April 21: Lithuanian Bishops’ Letter on Day for Life 2005
“This year we commemorate the Day for Life with the recent experience of the last weeks of earthly life of Pope John Paul II marked with significant dignity and infinite confidence in the Lord”, write Lithuanian Bishops in their annual message on the Day for Life, celebrated on April 23. Pope John Paul II perfectly realized the words of his encyclical Evangelium Vitae, (67): “Dying to the Lord means experiencing one's death as the supreme act of obedience to the Father (cf. Phil 2:8), being ready to meet death at the "hour" willed and chosen by him (cf. Jn 13:1), which can only mean when one's earthly pilgrimage is completed”. This lesson of dignity of old age was given in confused times, when the fundamental principle of life is being threatened, when life and death are considered as things, that can be either “possessed” or “rejected”, write the Bishops.
Lithuanian Bishops remind the recent polemics in United States over the case of Terry Schiavo, and praised the efforts of President Bush to defend “a presumption in favor of life”. This provides ill-starred confidence for politicians and administrators of European Union, seeking to legalize euthanasia in all united Europe, warn Lithuanian Bishops. They quote urging words of “Evangelium Vitae”, 73: “Abortion and euthanasia are thus crimes which no human law can claim to legitimize. There is no obligation in conscience to obey such laws; instead there is a grave and clear obligation to oppose them by conscientious objection.” Lithuanian Bishops emphasize that “the brave voice of all of us” would be help Lithuanian representatives in European parliament to reject the allegedly “humanistic” norms, contrary to Christian faith, Lithuanian traditions and natural law.

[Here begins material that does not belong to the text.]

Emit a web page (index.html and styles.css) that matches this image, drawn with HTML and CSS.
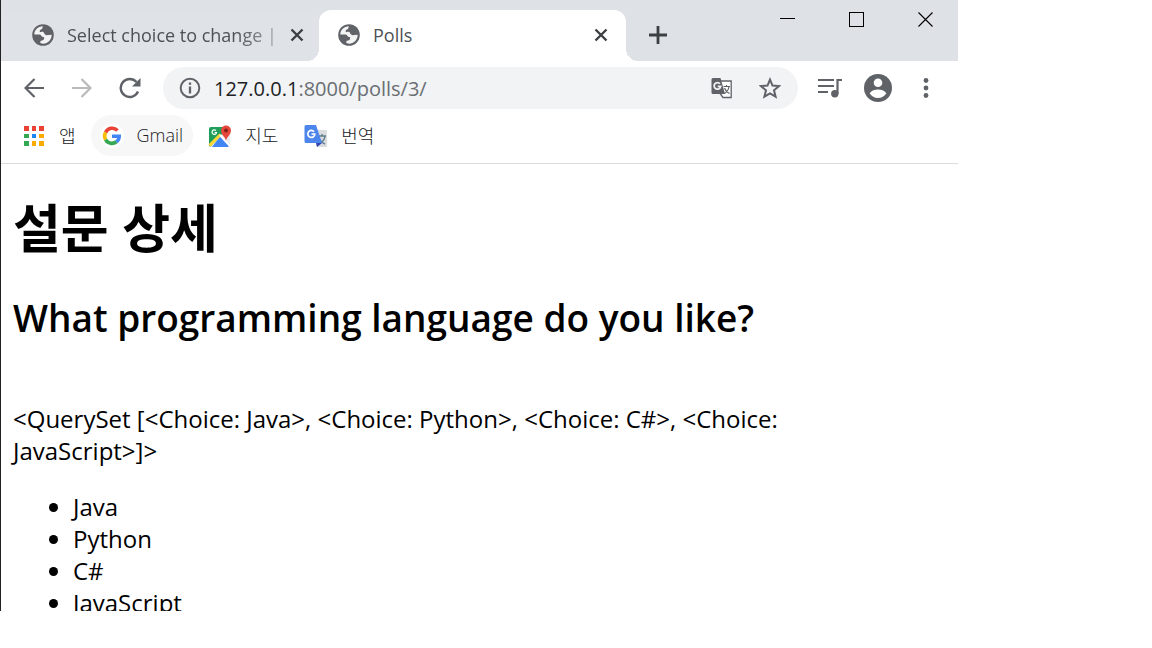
FILE: index.html
```html
<!DOCTYPE html>
<html lang="ko">
<head>
<meta charset="utf-8">
<title>Polls</title>
<link rel="stylesheet" href="styles.css">
</head>
<body>
<svg class="defs" width="0" height="0" aria-hidden="true">
  <symbol id="globe" viewBox="0 0 22 22">
    <circle cx="11" cy="11" r="10.800" fill="#5f6368"/>
    <path fill="#fff" fill-opacity=".92" d="M2.300 10.500C2.300 6 6 2.500 10.800 2.300c-.3 1.200-.2 2-1 2.700L7.800 6.300v2l2-.5c1-.3 2 .2 2.200 1.200.3 1.300 1.500 1.200 1.800 2.200l5.800-.4c.3 4.500-3.500 8.900-8.600 8.900-1.500 0-2-.2-2.700-.6l.2-2.100 3-1c.8-1.500 1.200-2.600-.2-2.900-2-.3-1.800-2.600-4.300-2.600z"/>
  </symbol>
  <symbol id="cross" viewBox="0 0 14 14">
    <path d="M1.500 1.500l11 11M12.500 1.500l-11 11" fill="none" stroke="#3c4043" stroke-width="2.400"/>
  </symbol>
</svg>
<div class="window">
  <header class="tabstrip">
    <div class="tab tab-idle">
      <svg class="favicon"><use href="#globe"/></svg>
      <span class="tab-title faded">Select choice to change |</span>
      <button class="close" aria-label="Close tab"><svg width="14" height="14"><use href="#cross"/></svg></button>
    </div>
    <div class="tab tab-active">
      <svg class="favicon"><use href="#globe"/></svg>
      <span class="tab-title">Polls</span>
      <button class="close" aria-label="Close tab"><svg width="14" height="14"><use href="#cross"/></svg></button>
    </div>
    <button class="new-tab" aria-label="New tab"><svg width="18" height="18" viewBox="0 0 18 18"><path d="M9 0v18M0 9h18" stroke="#3c4043" stroke-width="2.800"/></svg></button>
    <div class="controls">
      <button aria-label="Minimize"><svg width="15" height="15" shape-rendering="crispEdges"><path d="M0 6.500h15" stroke="#000"/></svg></button>
      <button aria-label="Maximize"><svg width="15" height="15" shape-rendering="crispEdges"><path d="M.5.5h14v14H.5z" fill="none" stroke="#000"/></svg></button>
      <button aria-label="Close"><svg width="15" height="15"><path d="M.5.5l14 14M14.500.5l-14 14" stroke="#000" stroke-width="1.100"/></svg></button>
    </div>
  </header>
  <nav class="toolbar" aria-label="Navigation">
    <button aria-label="Back"><svg width="20" height="20" viewBox="0 0 20 20" fill="none" stroke="#5f6368" stroke-width="2.200"><path d="M20 10H2M10.500 1L1.500 10l9 9"/></svg></button>
    <button aria-label="Forward"><svg width="20" height="20" viewBox="0 0 20 20" fill="none" stroke="#bababc" stroke-width="2.200"><path d="M0 10h18M9.500 1l9 9-9 9"/></svg></button>
    <button aria-label="Reload"><svg width="22" height="22" viewBox="0 0 22 22"><path d="M19 14.500A9 9 0 1 1 17.500 5" fill="none" stroke="#5f6368" stroke-width="2.400"/><path d="M21.500 1v8.500H13z" fill="#5f6368"/></svg></button>
    <div class="address">
      <svg width="22" height="22" viewBox="0 0 22 22"><circle cx="11" cy="11" r="9.300" fill="none" stroke="#5f6368" stroke-width="2"/><path d="M11 5.500v2.300M11 9.500v7" stroke="#5f6368" stroke-width="2.300"/></svg>
      <span class="url"><span class="host">127.0.0.1</span>:8000/polls/3/</span>
      <button aria-label="Translate"><svg width="22" height="22" viewBox="0 0 22 22"><path d="M9 4h11.200v16.500H12L8 15" fill="#fff" stroke="#5f6368" stroke-width="1.300"/><path d="M2 1h7.500l4.500 16H2a1.500 1.500 0 0 1-1.500-1.500v-13A1.500 1.500 0 0 1 2 1z" fill="#5f6368"/><path d="M9 6.800A3.300 3.300 0 1 0 9.700 9.300H6.700" fill="none" stroke="#f1f3f4" stroke-width="1.800"/><path d="M12.500 9.500h6.500M15.500 8v1.500M13.500 11c1 3 3 4.500 5 5.500M18 9.500c-.5 3-2 5.500-4.500 7" fill="none" stroke="#5f6368" stroke-width="1.200"/></svg></button>
      <button aria-label="Bookmark"><svg width="22" height="22" viewBox="0 0 22 22"><path d="M11 2.600l2.500 6 6.500.5-5 4.200 1.600 6.400-5.600-3.400-5.600 3.400L7 13.300 2 9.100l6.500-.5z" fill="none" stroke="#5f6368" stroke-width="2"/></svg></button>
    </div>
    <button aria-label="Media"><svg width="24" height="20" viewBox="0 0 24 20"><path d="M0 2h16M0 8h16M0 14h10" stroke="#5f6368" stroke-width="2.100"/><path d="M24 2h-4.500v14" fill="none" stroke="#5f6368" stroke-width="2.200"/><circle cx="16.800" cy="15.800" r="3.700" fill="#5f6368"/></svg></button>
    <button aria-label="Profile"><svg width="28" height="28" viewBox="0 0 28 28"><circle cx="14" cy="14" r="14" fill="#5f6368"/><circle cx="14" cy="8.800" r="4.300" fill="#fff"/><path d="M5.600 19.300C7.500 16.500 11 15.600 14 15.600s6.500.9 8.400 3.700C20.500 22.300 17.500 24 14 24s-6.500-1.700-8.400-4.700z" fill="#fff"/></svg></button>
    <button aria-label="Menu"><svg width="6" height="20" viewBox="0 0 6 20" fill="#5f6368"><circle cx="3" cy="2.500" r="2.400"/><circle cx="3" cy="10" r="2.400"/><circle cx="3" cy="17.500" r="2.400"/></svg></button>
  </nav>
  <nav class="bookmarks" aria-label="Bookmarks">
    <a href="#"><svg width="24" height="24" viewBox="-2 -2 24 24" shape-rendering="crispEdges"><path fill="#ea4335" d="M0 0h5v5H0zM8 0h4v5H8zM15 0h5v5h-5z"/><path fill="#34a853" d="M0 8h5v4H0zM0 15h5v5H0z"/><path fill="#1a87f0" d="M8 8h4v4H8z"/><path fill="#f9ab00" d="M15 8h5v4h-5zM8 15h4v5H8zM15 15h5v5h-5z"/></svg><span>앱</span></a>
    <a href="#" class="hovered"><svg width="24" height="24" viewBox="0 0 24 24"><circle cx="12" cy="12" r="12" fill="#fff"/><g fill="none" stroke-width="3.600"><path d="M17.500 6.500A7.300 7.300 0 0 0 5.600 8.400" stroke="#ea4335"/><path d="M5.600 8.400a7.300 7.300 0 0 0 0 7.200" stroke="#fbbc05"/><path d="M5.600 15.600a7.300 7.300 0 0 0 10.800 2.200" stroke="#34a853"/><path d="M16.400 17.800A7 7 0 0 0 19.200 12.200H12" stroke="#4285f4"/></g></svg><span>Gmail</span></a>
    <a href="#"><svg width="24" height="24" viewBox="0 0 24 24"><path d="M3 3h17v20H3a2 2 0 0 1-2-2V5a2 2 0 0 1 2-2z" fill="#1e9e58"/><path d="M2 23L17 7l5 3v13z" fill="#e8eaed"/><path d="M12 12.500l9 9.500-1 1H4z" fill="#4285f4"/><path d="M1.500 21.500L12.500 10.500" stroke="#fdd835" stroke-width="3"/><path d="M12 11l10 11" stroke="#fff" stroke-width="2"/><path d="M8 6.500a2.300 2.300 0 1 0 .6 2H6.500" fill="none" stroke="#fff" stroke-width="1.200"/><path d="M18 17c-.4-4-5-6-5-10.500a5 5 0 0 1 10 0c0 4.500-4.600 6.500-5 10.500z" fill="#e5473b"/><circle cx="18" cy="6.500" r="1.900" fill="#7c1d16"/></svg><span>지도</span></a>
    <a href="#"><svg width="24" height="24" viewBox="0 0 24 24"><path d="M9 6h13a1 1 0 0 1 1 1v15a1 1 0 0 1-1 1h-9z" fill="#dadce0"/><path d="M14 12h8M18 10v2M15 14c1 3 3 4.500 6 6M21 12c-.5 4-3 6.500-6 8" fill="none" stroke="#607d8b" stroke-width="1.400"/><path d="M12 19h6l-5 4z" fill="#3043b0"/><path d="M2 1h10l6 18H2a1.500 1.500 0 0 1-1.500-1.500v-15A1.500 1.500 0 0 1 2 1z" fill="#4c86ec"/><path d="M10 7.700A3.500 3.500 0 1 0 10.800 10H7.500" fill="none" stroke="#fff" stroke-width="1.700"/></svg><span>번역</span></a>
  </nav>
  <main class="page">
    <h1>설문 상세</h1>
    <h2>What programming language do you like?</h2>
    <p>&lt;QuerySet [&lt;Choice: Java&gt;, &lt;Choice: Python&gt;, &lt;Choice: C#&gt;, &lt;Choice:<br>JavaScript&gt;]&gt;</p>
    <ul>
      <li>Java</li>
      <li>Python</li>
      <li>C#</li>
      <li>JavaScript</li>
    </ul>
  </main>
</div>
</body>
</html>
```
FILE: styles.css
```css
* { box-sizing: border-box; }
body {
  margin: 0;
  height: 100vh;
  padding: 0 194px 37px 0;
  background: #fff;
  font-family: "Open Sans", "Noto Sans CJK KR", sans-serif;
  color: #000;
}
.defs { display: none; }
button {
  border: 0;
  padding: 0;
  background: none;
  display: flex;
  align-items: center;
  justify-content: center;
  flex: none;
}
svg { flex: none; display: block; }
.window {
  height: 100%;
  overflow: hidden;
  border-left: 1px solid #222;
  display: flex;
  flex-direction: column;
}
.tabstrip {
  flex: none;
  height: 61px;
  padding-top: 10px;
  display: flex;
  background: #dee1e6;
}
.tab {
  display: flex;
  align-items: center;
  flex: 0 1 307px;
  min-width: 0;
  padding: 0 18px 2px 19px;
  gap: 13px;
  font-size: 18px;
  color: #4d5156;
}
.tab-idle {
  flex-basis: 318px;
  padding: 0 15px 2px 31px;
  background: #dfe2e7;
}
.tab-active {
  position: relative;
  background: #fff;
  border-radius: 12px 12px 0 0;
}
.tab-active::before,
.tab-active::after {
  content: "";
  position: absolute;
  bottom: 0;
  width: 12px;
  height: 12px;
}
.tab-active::before {
  right: 100%;
  background: radial-gradient(circle at 0 0, transparent 12px, #fff 12px);
}
.tab-active::after {
  left: 100%;
  background: radial-gradient(circle at 100% 0, transparent 12px, #fff 12px);
}
.favicon { width: 22px; height: 22px; }
.tab-title {
  flex: 1;
  min-width: 0;
  overflow: hidden;
  white-space: nowrap;
}
.faded {
  -webkit-mask-image: linear-gradient(to right, #000 80%, rgba(0, 0, 0, .4));
  mask-image: linear-gradient(to right, #000 80%, rgba(0, 0, 0, .4));
}
.close { width: 14px; height: 24px; }
.new-tab { width: 40px; margin-left: 12px; padding-bottom: 2px; }
.controls {
  margin-left: auto;
  margin-right: -2px;
  height: 18px;
  display: flex;
}
.controls button { width: 69px; }
.toolbar {
  flex: none;
  display: flex;
  align-items: center;
  height: 54px;
  padding: 0 8px 0 9px;
}
.toolbar > button { width: 48px; height: 48px; }
.address {
  flex: 1;
  min-width: 0;
  display: flex;
  align-items: center;
  height: 42px;
  margin: 0 8px 0 9px;
  padding: 0 4px 0 16px;
  border-radius: 21px;
  background: #f1f3f4;
}
.url {
  flex: 1;
  min-width: 0;
  margin-left: 13px;
  font-size: 20px;
  color: #6a6e73;
}
.host { color: #202124; }
.address button { width: 48px; height: 42px; }
.bookmarks {
  flex: none;
  display: flex;
  gap: 4px;
  height: 49px;
  padding: 0 10px 7px;
  border-bottom: 1px solid #dadce0;
}
.bookmarks a {
  display: flex;
  align-items: center;
  gap: 13px;
  padding: 0 11px;
  border-radius: 21px;
  font-size: 18px;
  font-weight: 300;
  color: #202124;
  text-decoration: none;
}
.bookmarks span { padding-bottom: 2px; }
.bookmarks .hovered { background: #f7f7f7; padding: 0 10px 0 9px; }
.page {
  flex: 1;
  min-height: 0;
  overflow: hidden;
  padding: 32px 12px 0;
  font-size: 24px;
  line-height: 32px;
}
h1 {
  margin: 0;
  font-size: 52px;
  line-height: 64px;
  font-weight: 700;
}
h2 {
  margin: 34px 0 61px;
  font-size: 37px;
  line-height: 48px;
  font-weight: 600;
}
p { margin: 0; }
ul { margin: 24px 0; padding-left: 60px; }
```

The Bishops are also concerned about the cases of neglectful attitude towards elderly persons, that often relates with abuse and violence towards the children. The Letter encourages integrating elderly and sick persons into the life of parish community: “The prayers and suffering of the sick persons can renew Lithuania and the world”. The Bishops emphasize the enriching experience of generational communication especially that of grandparents with their grandchildren.